The suit was commenced June 2, 1874. The plea was the general issue. The statute of limitations was not pleaded. A jury having been waived by a written stipulation of the parties, the action was tried before the court without a jury. The court found the fact of the dates and amounts of the exactions, and these further facts: the plaintiff's business was the carrying of goods between New York and Brooklyn, and from one place in the City of Brooklyn to another place in the same city. He did not run regular trips, nor over regular routes or ferries, but where ordered. He had a place in Brooklyn where he received orders on a slate from persons who wished articles sent from there to New York, and from one place in Brooklyn to another place in Brooklyn. The goods were carried in wagons. They were of a miscellaneous character, such as boxes of dry goods, barrels of sugar, rolls of sole leather, trunks, and general merchandise. His business was done solely upon call, and at special request, and, as requested, he sent to any place in either of said cities and took baggage or freight to any place in either of said cities. On the 28th of May, 1873, he presented to the Commissioner of Internal Revenue a claim, supported by his own oath, for the refunding to him of the moneys so exacted as taxes. No decision was ever made on the claim. The court found as conclusions of law (1) that the tax was illegally exacted; (2) that the action was barred by § 44 of the Act of June 6, 1872, c. 315, 17 Stat. 257. A judgment was rendered for the defendant. To reverse that judgment the plaintiff brought this writ of error.
There is in the record a bill of exceptions which shows that, after the plaintiff had given evidence to establish the facts so found, the defendant offering no testimony, the plaintiff requested the court to render judgment for the plaintiff, but the
court refused, and the plaintiff excepted, and the court directed a judgment for the defendant, and the plaintiff excepted.
MR. JUSTICE BLATCHFORD delivered the opinion of the Court. After reciting the facts as stated above, he said:
We are of opinion that the plaintiff was not liable to this tax, because he did not carry on or do an "express business," within the meaning of the statute. Although he carried goods between New York and Brooklyn, and from one place to another in either city, he did so solely on call and at special request. He did not run regular trips or over regular routes or ferries. He was no more than a drayman or truckman, doing a job when ordered. The fact that he had a place in Brooklyn where orders could be left on a slate made no difference. The words "express business" in the statute must have the meaning given them in the common acceptation. An "express business" involves the idea of regularity, as to route or time, or both. Such is the definition in the lexicons. Whether, if the plaintiff had held out to the world at any place of business, that he was carrying on an "express," or was doing an "express business," or had so designated himself by inscription on his vehicle or vehicles, that would have made any difference, it is not necessary to inquire, because no such thing was shown.
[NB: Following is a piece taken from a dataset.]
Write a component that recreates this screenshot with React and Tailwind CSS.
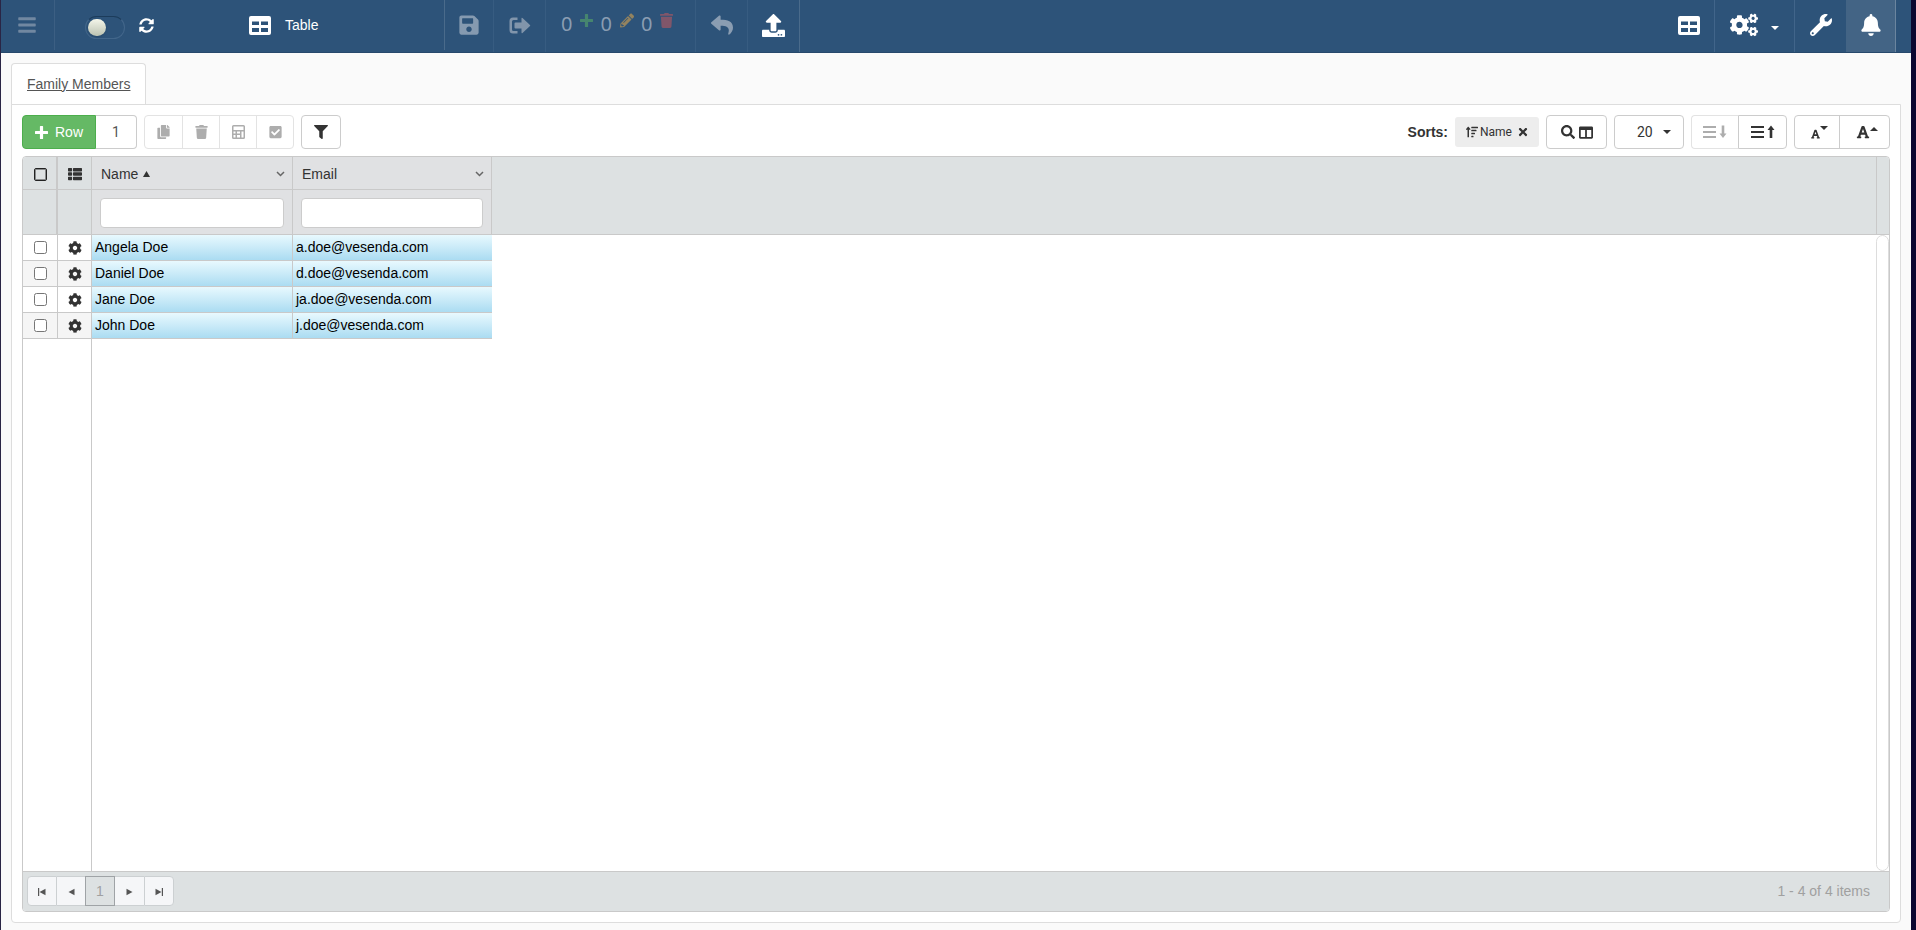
import React, { useState } from 'react';
import {
  FaBars,
  FaBell,
  FaCheckSquare,
  FaCog,
  FaCogs,
  FaColumns,
  FaCopy,
  FaFilter,
  FaFont,
  FaPencilAlt,
  FaReply,
  FaSave,
  FaSearch,
  FaSortAmountUp,
  FaSyncAlt,
  FaThList,
  FaTimes,
  FaTrash,
  FaUpload,
  FaWrench
} from 'react-icons/fa';

const ROWS = [
  { name: 'Angela Doe', email: 'a.doe@vesenda.com' },
  { name: 'Daniel Doe', email: 'd.doe@vesenda.com' },
  { name: 'Jane Doe', email: 'ja.doe@vesenda.com' },
  { name: 'John Doe', email: 'j.doe@vesenda.com' }
];

/* ---------- Icons ---------- */

const TableIcon = () => (
  <svg className="w-[22px] h-[19px]" viewBox="0 0 22 19" fill="currentColor">
    <path
      fillRule="evenodd"
      d="M2 0h18a2 2 0 0 1 2 2v15a2 2 0 0 1-2 2H2a2 2 0 0 1-2-2V2a2 2 0 0 1 2-2zM3 5.500v3.500h7V5.500zM12 5.500v3.500h7V5.500zM3 12v4h7v-4zM12 12v4h7v-4z"
    />
  </svg>
);

const ExitIcon = () => (
  <svg className="w-[22px] h-[17px]" viewBox="0 0 22 17" fill="currentColor">
    <path d="M8.500 0.500v2.500H4.500Q3 3 3 4.500v8Q3 14 4.500 14h4v2.500H4Q0.500 16.500 0.500 13V4Q0.500 0.500 4 0.500z" />
    <path d="M6.500 5.500h6V1.500q0-1.200 1-0.500l7.500 7q.5.500 0 1l-7.500 7q-1 .7-1-.5v-4h-6q-1 0-1-1v-4q0-1 1-1z" />
  </svg>
);

const PlusIcon = ({ className }) => (
  <svg className={`h-[13px] w-[13px] ${className ?? ''}`} viewBox="0 0 13 13" fill="currentColor">
    <path d="M5.500 0h2q.6 0 .6.600v4.300h4.300q.6 0 .6.600v2q0 .6-.6.600H8.100v4.300q0 .6-.6.600h-2q-.6 0-.6-.6V8.100H.600Q0 8.100 0 7.500v-2q0-.6.600-.6h4.300V.600q0-.6.600-.6z" />
  </svg>
);

const CalcIcon = () => (
  <svg className="w-[13px] h-[14px]" viewBox="0 0 13 14" fill="currentColor">
    <path
      fillRule="evenodd"
      d="M1.500 0h10A1.500 1.500 0 0 1 13 1.500v11a1.500 1.500 0 0 1-1.500 1.500h-10A1.500 1.500 0 0 1 0 12.500v-11A1.500 1.500 0 0 1 1.500 0zM1.500 1.500v3.500h10V1.500zM1.500 6.500v2h2v-2zM5 6.500v2h3v-2zM9.500 6.500v6h2v-6zM1.500 10v2.500h2v-2.500zM5 10v2.500h3v-2.500z"
    />
  </svg>
);

const LinesIcon = ({ up }) => (
  <svg className="w-6 h-[14px]" viewBox="0 0 24 14" fill="currentColor">
    <path d="M0 1h13v2H0zM0 6h13v2H0zM0 11h13v2H0z" />
    {up
      ? <path d="M20 0.500l3.500 4.500h-2.200V13h-2.600V5h-2.200z" />
      : <path d="M20 13l3.500-4.500h-2.200V0.500h-2.600V8.500h-2.200z" />}
  </svg>
);

const CaretDown = ({ className }) => (
  <svg className={`h-[4px] w-[8px] ${className ?? ''}`} viewBox="0 0 8 4" fill="currentColor">
    <path d="M0 0h8L4 4z" />
  </svg>
);

const CaretUp = ({ className }) => (
  <svg className={`h-[4px] w-[8px] ${className ?? ''}`} viewBox="0 0 8 4" fill="currentColor">
    <path d="M0 4h8L4 0z" />
  </svg>
);

const ChevronIcon = () => (
  <svg className="w-[9px] h-[6px]" viewBox="0 0 9 6" fill="none" stroke="#666" strokeWidth="1.500">
    <path d="M1 1l3.500 3.500L8 1" />
  </svg>
);

const PagerIcon = ({ kind }) => {
  const back = kind === 'first' || kind === 'prev';
  const edge = kind === 'first' || kind === 'last';
  return (
    <svg
      className={`w-[8px] h-[8px] mt-[3px] ${back ? 'rotate-180' : ''}`}
      viewBox="0 0 8 8"
      fill="#555"
    >
      <path d="M0.500 0.800l6 3.200-6 3.200z" />
      {edge && <path d="M6.800 0h1.200v8h-1.200z" />}
    </svg>
  );
};

/* ---------- Top bar ---------- */

const TopBar = () => {
  const [live, setLive] = useState(false);

  return (
    <header className="flex h-[53px] shrink-0 border-b border-[#27496c] bg-[#2d5379] text-white">
      <button
        aria-label="Menu"
        className="flex h-[50px] w-[54px] items-center justify-center border-r border-[#3c5f83] pr-px"
      >
        <FaBars className="h-[20px] w-[18px] text-[#7188a1]" />
      </button>

      <div className="flex h-[50px] w-[390px] items-center border-r border-[#4a6b8b] pl-[30px]">
        <label className="mt-1 flex h-[23px] w-10 cursor-pointer items-center rounded-full border border-[#42668a] border-t-[#1c3c5b] pl-[2px]">
          <input
            type="checkbox"
            aria-label="Auto refresh"
            className="sr-only"
            checked={live}
            onChange={(e) => setLive(e.target.checked)}
          />
          <span
            className={`h-[17px] w-[18px] rounded-full bg-linear-to-b from-[#f4f6ea] to-[#bcc3b2] shadow ${live ? 'ml-4' : ''}`}
          />
        </label>
        <button aria-label="Refresh" className="ml-[14px]">
          <FaSyncAlt className="h-[15px] w-[15px]" />
        </button>
        <div className="ml-[95px] flex items-center gap-[14px]">
          <TableIcon />
          <span>Table</span>
        </div>
      </div>

      <button
        aria-label="Save"
        className="flex w-[49px] items-center justify-center border-r border-[#375c81] pb-[2px] text-[#859ab0]"
      >
        <FaSave className="h-[22px] w-[20px]" />
      </button>
      <button
        aria-label="Save and close"
        className="flex w-[52px] items-center justify-center border-r border-[#375c81] pb-[2px] text-[#8195ab]"
      >
        <ExitIcon />
      </button>
      <div className="flex w-[150px] items-center border-r border-[#375c81] pb-[11px] pl-[15px] font-['Noto_Sans',sans-serif] text-[20px] text-[#8a9db2]">
        <span className="mt-2">0</span>
        <PlusIcon className="ml-2 text-[#46856f]" />
        <span className="ml-[7px] mt-2">0</span>
        <FaPencilAlt className="ml-2 h-[15px] w-[14px] text-[#93835f]" />
        <span className="ml-[7px] mt-2">0</span>
        <FaTrash className="ml-2 h-[15px] w-[13px] text-[#80566a]" />
      </div>
      <button
        aria-label="Undo"
        className="flex w-[52px] items-center justify-center border-r border-[#375c81] pb-[2px] text-[#8a9db2]"
      >
        <FaReply className="h-[22px] w-[22px]" />
      </button>
      <button
        aria-label="Upload"
        className="flex w-[52px] items-center justify-center border-r border-[#4a6b8b] pb-[2px]"
      >
        <FaUpload className="h-[23px] w-[23px]" />
      </button>

      <div className="ml-auto flex">
        <button
          aria-label="Tables"
          className="flex w-[52px] items-center justify-center border-r border-[#41658a] pb-[2px]"
        >
          <TableIcon />
        </button>
        <button
          aria-label="Settings"
          className="flex w-20 items-center justify-center gap-[13px] border-r border-[#41658a] pb-[2px]"
        >
          <FaCogs className="h-[24px] w-[28px]" />
          <CaretDown className="mt-[5px]" />
        </button>
        <button aria-label="Tools" className="flex w-[51px] items-center justify-center pb-[2px]">
          <FaWrench className="h-[22px] w-[22px]" />
        </button>
        <button
          aria-label="Notifications"
          className="mr-[15px] flex w-[50px] items-center justify-center border-r border-[#6b859f] bg-[#436485] pb-[2px]"
        >
          <FaBell className="h-[22px] w-[20px]" />
        </button>
      </div>
    </header>
  );
};

/* ---------- Toolbar over the grid ---------- */

const Toolbar = () => (
  <div className="flex items-center justify-between">
    <div className="flex items-center gap-[7px]">
      <div className="flex h-[34px]">
        <button className="flex w-[74px] items-center justify-center gap-[7px] rounded-l border border-[#4cae4c] bg-[#65b965] text-white">
          <PlusIcon />
          Row
        </button>
        <input
          aria-label="Rows to add"
          defaultValue="1"
          className="w-[41px] rounded-r border border-l-0 border-[#ccc] text-center font-[Roboto,sans-serif] text-[#555]"
        />
      </div>

      <div className="flex h-[34px] divide-x divide-[#e3e3e3] rounded border border-[#e3e3e3] text-[#adadad]">
        <button aria-label="Copy" className="flex w-[38px] items-center justify-center">
          <FaCopy className="h-[14px] w-[13px]" />
        </button>
        <button aria-label="Delete" className="flex w-[37px] items-center justify-center">
          <FaTrash className="h-[14px] w-[13px]" />
        </button>
        <button aria-label="Calculate" className="flex w-[37px] items-center justify-center">
          <CalcIcon />
        </button>
        <button aria-label="Check" className="flex w-[36px] items-center justify-center">
          <FaCheckSquare className="h-[14px] w-[13px]" />
        </button>
      </div>

      <button
        aria-label="Filter"
        className="flex h-[34px] w-10 items-center justify-center rounded border border-[#ccc]"
      >
        <FaFilter className="h-[14px] w-[14px]" />
      </button>
    </div>

    <div className="flex items-center gap-[7px]">
      <b>Sorts:</b>
      <button className="flex h-[30px] w-[84px] items-center justify-center rounded-[3px] bg-[#ededed] font-[Roboto,sans-serif] text-xs">
        <FaSortAmountUp className="mr-[2px] h-3 w-3" />
        Name
        <FaTimes className="ml-[6px] h-3 w-[10px]" />
      </button>
      <button
        aria-label="Find column"
        className="flex h-[34px] w-[61px] items-center justify-center gap-1 rounded border border-[#ccc]"
      >
        <FaSearch className="h-[14px] w-[14px]" />
        <FaColumns className="h-[15px] w-[14px]" />
      </button>
      <div className="relative flex h-[34px] w-[70px] items-center">
        <select
          aria-label="Page size"
          defaultValue="20"
          className="h-full w-full appearance-none rounded border border-[#ccc] pl-[22px] font-[Roboto,sans-serif]"
        >
          <option>10</option>
          <option>20</option>
          <option>50</option>
        </select>
        <CaretDown className="pointer-events-none absolute right-[13px]" />
      </div>
      <div className="flex h-[34px]">
        <button
          aria-label="Collapse rows"
          className="flex w-[47px] items-center justify-center rounded-l border border-r-0 border-[#e3e3e3] text-[#adadad]"
        >
          <LinesIcon />
        </button>
        <button
          aria-label="Expand rows"
          className="flex w-[49px] items-center justify-center rounded-r border border-[#ccc]"
        >
          <LinesIcon up />
        </button>
      </div>
      <div className="flex h-[34px] divide-x divide-[#ccc] rounded border border-[#ccc]">
        <button aria-label="Smaller text" className="flex w-[45px] items-center justify-center pl-1">
          <FaFont className="mt-[3px] h-[10px] w-[9px]" />
          <CaretDown className="mb-[9px]" />
        </button>
        <button aria-label="Larger text" className="flex w-[49px] items-center justify-center pl-1">
          <FaFont className="h-[14px] w-[14px]" />
          <CaretUp className="mb-[7px]" />
        </button>
      </div>
    </div>
  </div>
);

/* ---------- Grid ---------- */

const HeaderCell = ({ title, sorted, className }) => (
  <div className={`flex flex-col border-r border-[#c9c9c9] bg-[#e0e1e3] ${className}`}>
    <div className="flex h-[33px] items-center border-b border-[#c9c9c9] pl-[9px] pr-[7px] pt-[2px]">
      {title}
      {sorted && (
        <svg className="ml-[5px] h-[6px] w-[7px]" viewBox="0 0 7 6" fill="currentColor">
          <path d="M0 6L3.500 0 7 6z" />
        </svg>
      )}
      <span className="ml-auto"><ChevronIcon /></span>
    </div>
    <div className="flex h-11 items-center px-2 pt-[2px]">
      <input
        aria-label={`Filter ${title}`}
        className="h-[30px] w-full rounded border border-[#ccc] bg-white px-2"
      />
    </div>
  </div>
);

const Grid = () => (
  <div className="mt-[7px] flex flex-1 flex-col overflow-hidden rounded border border-[#c9c9c9]">
    {/* Header */}
    <div className="flex border-b border-[#c9c9c9] bg-[#dde1e2]">
      <div className="w-[35px] border-r-2 border-[#c9c9c9]">
        <div className="flex h-[33px] items-center justify-center border-b border-[#c9c9c9] pt-[2px] pl-px">
          <input
            type="checkbox"
            aria-label="Select all"
            className="h-[13px] w-[13px] appearance-none rounded-[2px] border-[1px] border-[#222] shadow-[inset_0_0_0_1px_#8a8c8d]"
          />
        </div>
      </div>
      <div className="w-[34px] border-r border-[#c9c9c9]">
        <div className="flex h-[33px] items-center justify-center border-b border-[#c9c9c9] pt-[2px]">
          <FaThList className="h-[14px] w-[14px]" />
        </div>
      </div>
      <HeaderCell title="Name" sorted className="w-[201px]" />
      <HeaderCell title="Email" className="w-[199px]" />
      <div className="ml-auto w-[13px] border-l border-[#c9c9c9]" />
    </div>

    {/* Rows */}
    <div className="flex flex-1">
      <div className="w-[69px] border-r border-[#c9c9c9]">
        <table className="w-full table-fixed border-separate border-spacing-0">
          <tbody>
            {ROWS.map((row) => (
              <tr key={row.name} className="even:bg-[#f5f5f5]">
                <td className="h-[26px] w-[35px] border-b border-r border-[#c9c9c9] p-0">
                  <input
                    type="checkbox"
                    aria-label={`Select ${row.name}`}
                    className="mx-auto block h-[13px] w-[13px]"
                  />
                </td>
                <td className="h-[26px] border-b border-[#c9c9c9] p-0">
                  <button aria-label={`Options ${row.name}`} className="mx-auto block">
                    <FaCog className="h-[14px] w-[14px]" />
                  </button>
                </td>
              </tr>
            ))}
          </tbody>
        </table>
      </div>
      <div className="flex-1">
        <table className="w-[400px] table-fixed border-separate border-spacing-0 text-black">
          <tbody>
            {ROWS.map((row) => (
              <tr key={row.name}>
                <td className="h-[26px] w-[201px] border-b border-r border-[#c9c9c9] bg-linear-to-b from-[#e8f9fe] to-[#abdcf2] p-0 pb-[2px] pl-[3px] leading-5">
                  {row.name}
                </td>
                <td className="h-[26px] border-b border-[#c9c9c9] bg-linear-to-b from-[#e8f9fe] to-[#abdcf2] p-0 pb-[2px] pl-[3px] leading-5">
                  {row.email}
                </td>
              </tr>
            ))}
          </tbody>
        </table>
      </div>
      <div className="w-[13px] rounded-full border border-[#ddd]" />
    </div>

    {/* Pager */}
    <div className="flex h-10 shrink-0 items-center justify-between border-t border-[#c9c9c9] bg-[#dde1e2] pb-[2px] pl-1 pr-[19px] text-[#a0a0a0]">
      <nav className="flex h-[30px]">
        <button aria-label="First page" className="flex w-[30px] items-center justify-center rounded-l border border-[#ccd0d2] bg-[#f5f6f8]">
          <PagerIcon kind="first" />
        </button>
        <button aria-label="Previous page" className="flex w-7 items-center justify-center border-y border-[#ccd0d2] bg-[#f5f6f8]">
          <PagerIcon kind="prev" />
        </button>
        <button className="w-[30px] border border-[#9fa3a6] bg-[#dde1e2]">1</button>
        <button aria-label="Next page" className="flex w-[29px] items-center justify-center border-y border-[#ccd0d2] bg-[#f5f6f8]">
          <PagerIcon kind="next" />
        </button>
        <button aria-label="Last page" className="flex w-[30px] items-center justify-center rounded-r border border-[#ccd0d2] bg-[#f5f6f8]">
          <PagerIcon kind="last" />
        </button>
      </nav>
      <span>1 - 4 of 4 items</span>
    </div>
  </div>
);

export default function App() {
  return (
    <div className="flex min-h-screen flex-col border-l border-l-[#2a2545] border-r-[5px] border-r-[#0b0630] bg-[#fafafa] font-['Liberation_Sans',Arial,sans-serif] text-sm text-[#333]">
      <TopBar />
      <main className="flex flex-1 flex-col px-[10px] pt-[10px] pb-[7px]">
        <div className="flex">
          <a
            href="#family"
            className="-mb-px flex h-[42px] items-center rounded-t border border-b-0 border-[#ddd] bg-white px-[15px] pb-[2px] text-[#555] underline"
          >
            Family Members
          </a>
        </div>
        <section className="flex flex-1 flex-col rounded-b border border-[#ddd] bg-white p-[10px]">
          <Toolbar />
          <Grid />
        </section>
      </main>
    </div>
  );
}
As to the defense of the statute of limitations, it was not pleaded, nor brought to the attention of the court, as a defense at the trial. It was not within the issue raised by the plea of the general issue, which was the only issue to which the stipulation for a trial by the court extended. It is well settled that, in the absence of a contrary rule established by statute, a defendant who desires to avail himself of a statute of limitation as a defense must raise the question either in the pleading, or on the trial, or before judgment. Storm v. United States, 94 U. S. 76 , 94 U. S. 81 ; Upton v. McLaughlin, 105 U. S. 640 . Such was always the law in New York, and no contrary rule was in force in New York, by statute at any time after this suit was
brought. When the testimony at the trial closed, and the plaintiff asked for a judgment in his favor, he was entitled to it. It is proper that the circuit court should be directed to enter such a judgment. The conclusion of law, by the circuit court, that the tax was illegally exacted being a correct conclusion, and its conclusion that the suit was barred by limitation being an incorrect conclusion, it follows that the plaintiff was entitled to judgment on the facts found. The special findings of fact were equivalent to a special verdict, and the question thereon was whether they required a judgment for the plaintiff or the defendant. This was a matter of law, the ruling on which can be reviewed by this Court. Norris v. Jackson, 9 Wall. 125.
The defendant in error asks that, if the judgment be reversed, the case be remanded, so that the statute of limitations may be pleaded. Without passing on a question as to whether the statute invoked would furnish a defense in this case, we are of opinion that no ground exists for the course suggested. The record shows that the defendant's attorney had notice, by the declaration, that the plaintiff's claim accrued before a date more than eight years prior to the filing of the plea. Under such circumstances it would not be a fair exercise of discretion not to hold the defendant to his legal status.
The judgment is reversed, and the case is remanded to the circuit court, with directions to enter a judgment for the plaintiff for $61.30, with interest according to the law of the State of New York.